— RECORDED DATA —
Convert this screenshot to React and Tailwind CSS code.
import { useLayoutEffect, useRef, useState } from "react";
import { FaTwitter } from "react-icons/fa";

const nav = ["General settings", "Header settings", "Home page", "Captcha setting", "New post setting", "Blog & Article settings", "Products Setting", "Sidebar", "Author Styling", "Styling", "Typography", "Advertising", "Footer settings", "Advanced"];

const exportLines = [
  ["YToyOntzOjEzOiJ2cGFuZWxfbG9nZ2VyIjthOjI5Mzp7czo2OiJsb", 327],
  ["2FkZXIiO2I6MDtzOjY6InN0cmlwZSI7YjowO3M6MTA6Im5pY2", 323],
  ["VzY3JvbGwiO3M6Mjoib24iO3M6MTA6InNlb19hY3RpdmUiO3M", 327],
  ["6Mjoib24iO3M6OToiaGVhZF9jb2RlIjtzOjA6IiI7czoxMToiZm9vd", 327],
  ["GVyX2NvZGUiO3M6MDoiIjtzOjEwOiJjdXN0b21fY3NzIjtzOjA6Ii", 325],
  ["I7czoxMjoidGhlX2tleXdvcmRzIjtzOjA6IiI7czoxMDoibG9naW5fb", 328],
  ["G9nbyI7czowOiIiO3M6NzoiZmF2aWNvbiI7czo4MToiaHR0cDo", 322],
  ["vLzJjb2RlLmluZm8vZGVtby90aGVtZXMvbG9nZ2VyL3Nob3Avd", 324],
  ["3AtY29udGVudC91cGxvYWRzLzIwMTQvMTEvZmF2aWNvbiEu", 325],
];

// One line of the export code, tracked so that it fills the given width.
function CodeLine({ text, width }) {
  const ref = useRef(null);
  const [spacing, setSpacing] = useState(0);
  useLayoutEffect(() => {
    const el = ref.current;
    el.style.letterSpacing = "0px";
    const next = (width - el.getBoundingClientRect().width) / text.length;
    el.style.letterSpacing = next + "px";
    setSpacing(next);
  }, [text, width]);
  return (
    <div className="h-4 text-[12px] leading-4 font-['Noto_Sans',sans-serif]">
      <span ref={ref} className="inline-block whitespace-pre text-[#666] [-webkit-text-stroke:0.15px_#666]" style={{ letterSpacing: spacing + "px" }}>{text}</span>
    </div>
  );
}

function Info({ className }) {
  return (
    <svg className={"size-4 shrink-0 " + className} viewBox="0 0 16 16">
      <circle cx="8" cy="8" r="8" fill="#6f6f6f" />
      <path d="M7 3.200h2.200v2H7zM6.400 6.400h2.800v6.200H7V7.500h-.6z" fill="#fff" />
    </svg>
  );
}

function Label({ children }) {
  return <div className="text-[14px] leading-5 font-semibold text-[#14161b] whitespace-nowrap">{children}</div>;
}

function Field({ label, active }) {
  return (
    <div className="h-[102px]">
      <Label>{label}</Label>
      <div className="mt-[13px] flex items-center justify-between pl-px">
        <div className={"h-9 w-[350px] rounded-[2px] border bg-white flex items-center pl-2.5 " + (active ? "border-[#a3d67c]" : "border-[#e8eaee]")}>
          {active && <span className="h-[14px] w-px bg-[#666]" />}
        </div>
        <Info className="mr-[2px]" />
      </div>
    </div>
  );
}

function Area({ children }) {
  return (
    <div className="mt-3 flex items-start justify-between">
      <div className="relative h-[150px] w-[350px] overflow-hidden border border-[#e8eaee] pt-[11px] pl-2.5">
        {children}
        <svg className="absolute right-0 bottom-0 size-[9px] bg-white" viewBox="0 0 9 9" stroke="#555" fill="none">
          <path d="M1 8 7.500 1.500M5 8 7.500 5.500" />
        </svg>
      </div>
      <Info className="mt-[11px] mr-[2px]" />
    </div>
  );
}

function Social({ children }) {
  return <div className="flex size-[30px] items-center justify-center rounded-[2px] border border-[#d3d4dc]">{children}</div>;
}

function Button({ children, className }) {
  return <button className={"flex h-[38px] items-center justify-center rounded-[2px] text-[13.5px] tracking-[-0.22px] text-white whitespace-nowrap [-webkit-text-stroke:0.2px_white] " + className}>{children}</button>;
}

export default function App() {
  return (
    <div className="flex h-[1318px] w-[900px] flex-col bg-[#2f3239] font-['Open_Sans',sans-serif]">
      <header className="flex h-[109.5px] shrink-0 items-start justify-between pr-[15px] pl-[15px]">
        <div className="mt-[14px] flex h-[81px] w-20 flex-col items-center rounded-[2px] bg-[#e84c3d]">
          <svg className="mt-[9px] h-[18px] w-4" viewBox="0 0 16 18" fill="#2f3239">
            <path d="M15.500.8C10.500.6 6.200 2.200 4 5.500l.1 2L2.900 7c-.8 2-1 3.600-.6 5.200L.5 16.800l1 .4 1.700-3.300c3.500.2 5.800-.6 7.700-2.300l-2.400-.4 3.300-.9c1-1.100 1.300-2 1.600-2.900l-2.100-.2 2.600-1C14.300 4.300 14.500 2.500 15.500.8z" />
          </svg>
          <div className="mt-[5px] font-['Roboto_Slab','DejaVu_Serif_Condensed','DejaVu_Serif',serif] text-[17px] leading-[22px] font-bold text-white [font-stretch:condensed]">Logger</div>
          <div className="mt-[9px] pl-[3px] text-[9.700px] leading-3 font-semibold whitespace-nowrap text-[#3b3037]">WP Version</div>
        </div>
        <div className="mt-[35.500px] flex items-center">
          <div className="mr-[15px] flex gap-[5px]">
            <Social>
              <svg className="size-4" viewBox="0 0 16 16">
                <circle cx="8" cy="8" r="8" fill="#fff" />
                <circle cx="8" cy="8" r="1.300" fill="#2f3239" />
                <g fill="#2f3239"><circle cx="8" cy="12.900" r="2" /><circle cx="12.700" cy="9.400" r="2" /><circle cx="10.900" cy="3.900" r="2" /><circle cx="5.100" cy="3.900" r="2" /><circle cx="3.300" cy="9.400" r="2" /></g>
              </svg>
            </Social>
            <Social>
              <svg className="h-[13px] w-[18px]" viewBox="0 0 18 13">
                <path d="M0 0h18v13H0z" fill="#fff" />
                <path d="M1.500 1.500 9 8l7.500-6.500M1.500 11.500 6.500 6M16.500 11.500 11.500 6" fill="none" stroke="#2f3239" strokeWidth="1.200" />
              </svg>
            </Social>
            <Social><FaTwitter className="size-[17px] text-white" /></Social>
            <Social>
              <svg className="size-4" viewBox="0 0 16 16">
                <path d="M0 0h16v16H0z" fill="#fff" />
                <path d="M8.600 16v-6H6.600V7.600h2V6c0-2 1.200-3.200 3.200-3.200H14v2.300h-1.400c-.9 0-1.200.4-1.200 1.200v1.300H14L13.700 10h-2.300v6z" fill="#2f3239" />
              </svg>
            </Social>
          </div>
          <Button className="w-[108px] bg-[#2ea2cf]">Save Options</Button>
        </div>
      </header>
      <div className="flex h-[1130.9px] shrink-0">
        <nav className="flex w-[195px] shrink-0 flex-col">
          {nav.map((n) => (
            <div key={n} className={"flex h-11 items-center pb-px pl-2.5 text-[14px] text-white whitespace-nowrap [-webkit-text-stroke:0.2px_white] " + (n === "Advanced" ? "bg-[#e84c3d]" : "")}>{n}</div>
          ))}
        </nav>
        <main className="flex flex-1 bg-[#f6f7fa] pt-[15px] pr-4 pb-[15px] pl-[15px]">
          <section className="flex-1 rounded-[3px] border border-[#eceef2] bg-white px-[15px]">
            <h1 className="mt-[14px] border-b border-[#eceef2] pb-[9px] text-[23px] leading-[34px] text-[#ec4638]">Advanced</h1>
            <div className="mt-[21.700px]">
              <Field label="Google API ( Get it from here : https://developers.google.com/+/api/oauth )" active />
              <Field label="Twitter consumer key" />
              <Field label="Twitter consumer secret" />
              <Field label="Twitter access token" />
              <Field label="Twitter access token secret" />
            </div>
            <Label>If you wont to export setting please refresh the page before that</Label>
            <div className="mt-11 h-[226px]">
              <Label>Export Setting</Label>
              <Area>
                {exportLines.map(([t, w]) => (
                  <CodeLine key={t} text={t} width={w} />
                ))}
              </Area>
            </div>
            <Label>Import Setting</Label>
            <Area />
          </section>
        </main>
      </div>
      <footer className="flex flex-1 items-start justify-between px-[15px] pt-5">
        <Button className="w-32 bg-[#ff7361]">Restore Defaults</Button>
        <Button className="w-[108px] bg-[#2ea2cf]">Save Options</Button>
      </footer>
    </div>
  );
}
---
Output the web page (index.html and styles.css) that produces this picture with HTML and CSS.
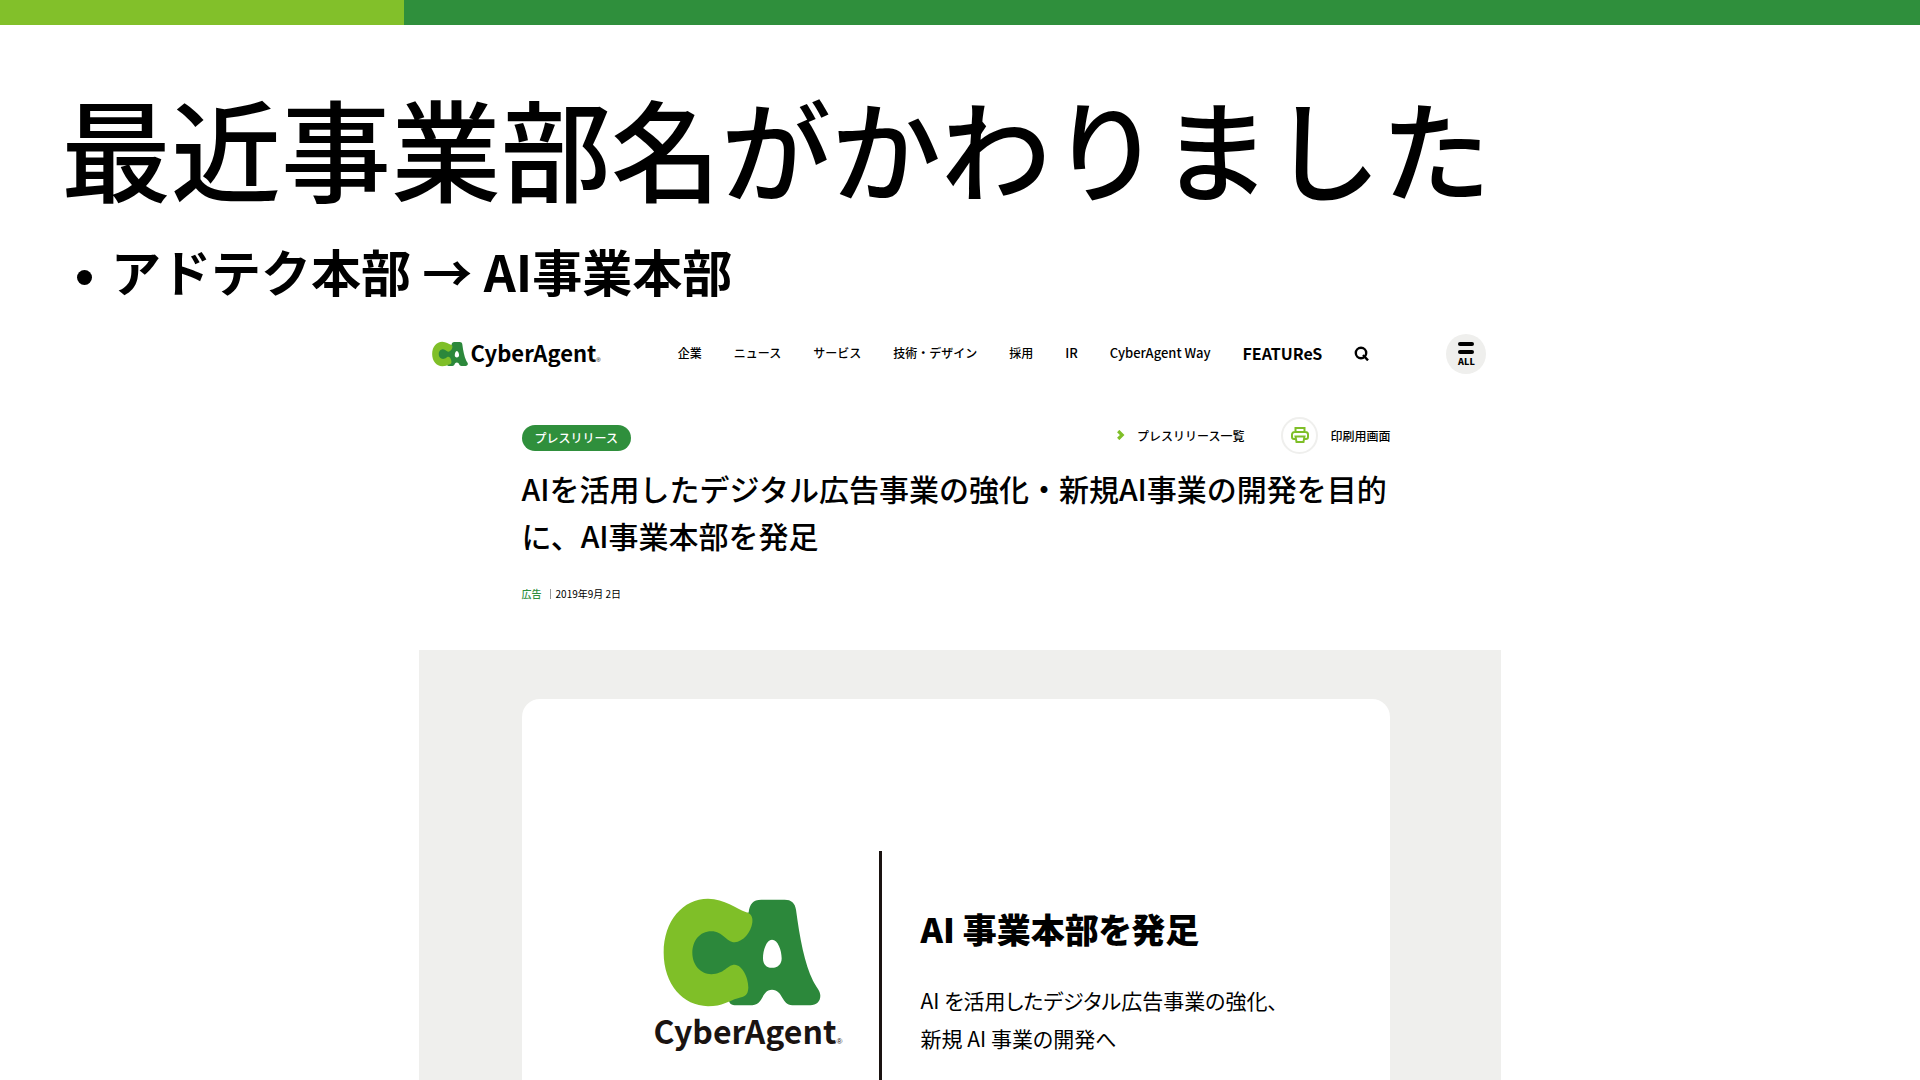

— WHAT YOU WILL DO —
Report how many lines of the preceding records include "that". Output the number only.

— ANSWER TO THE EXERCISE —
3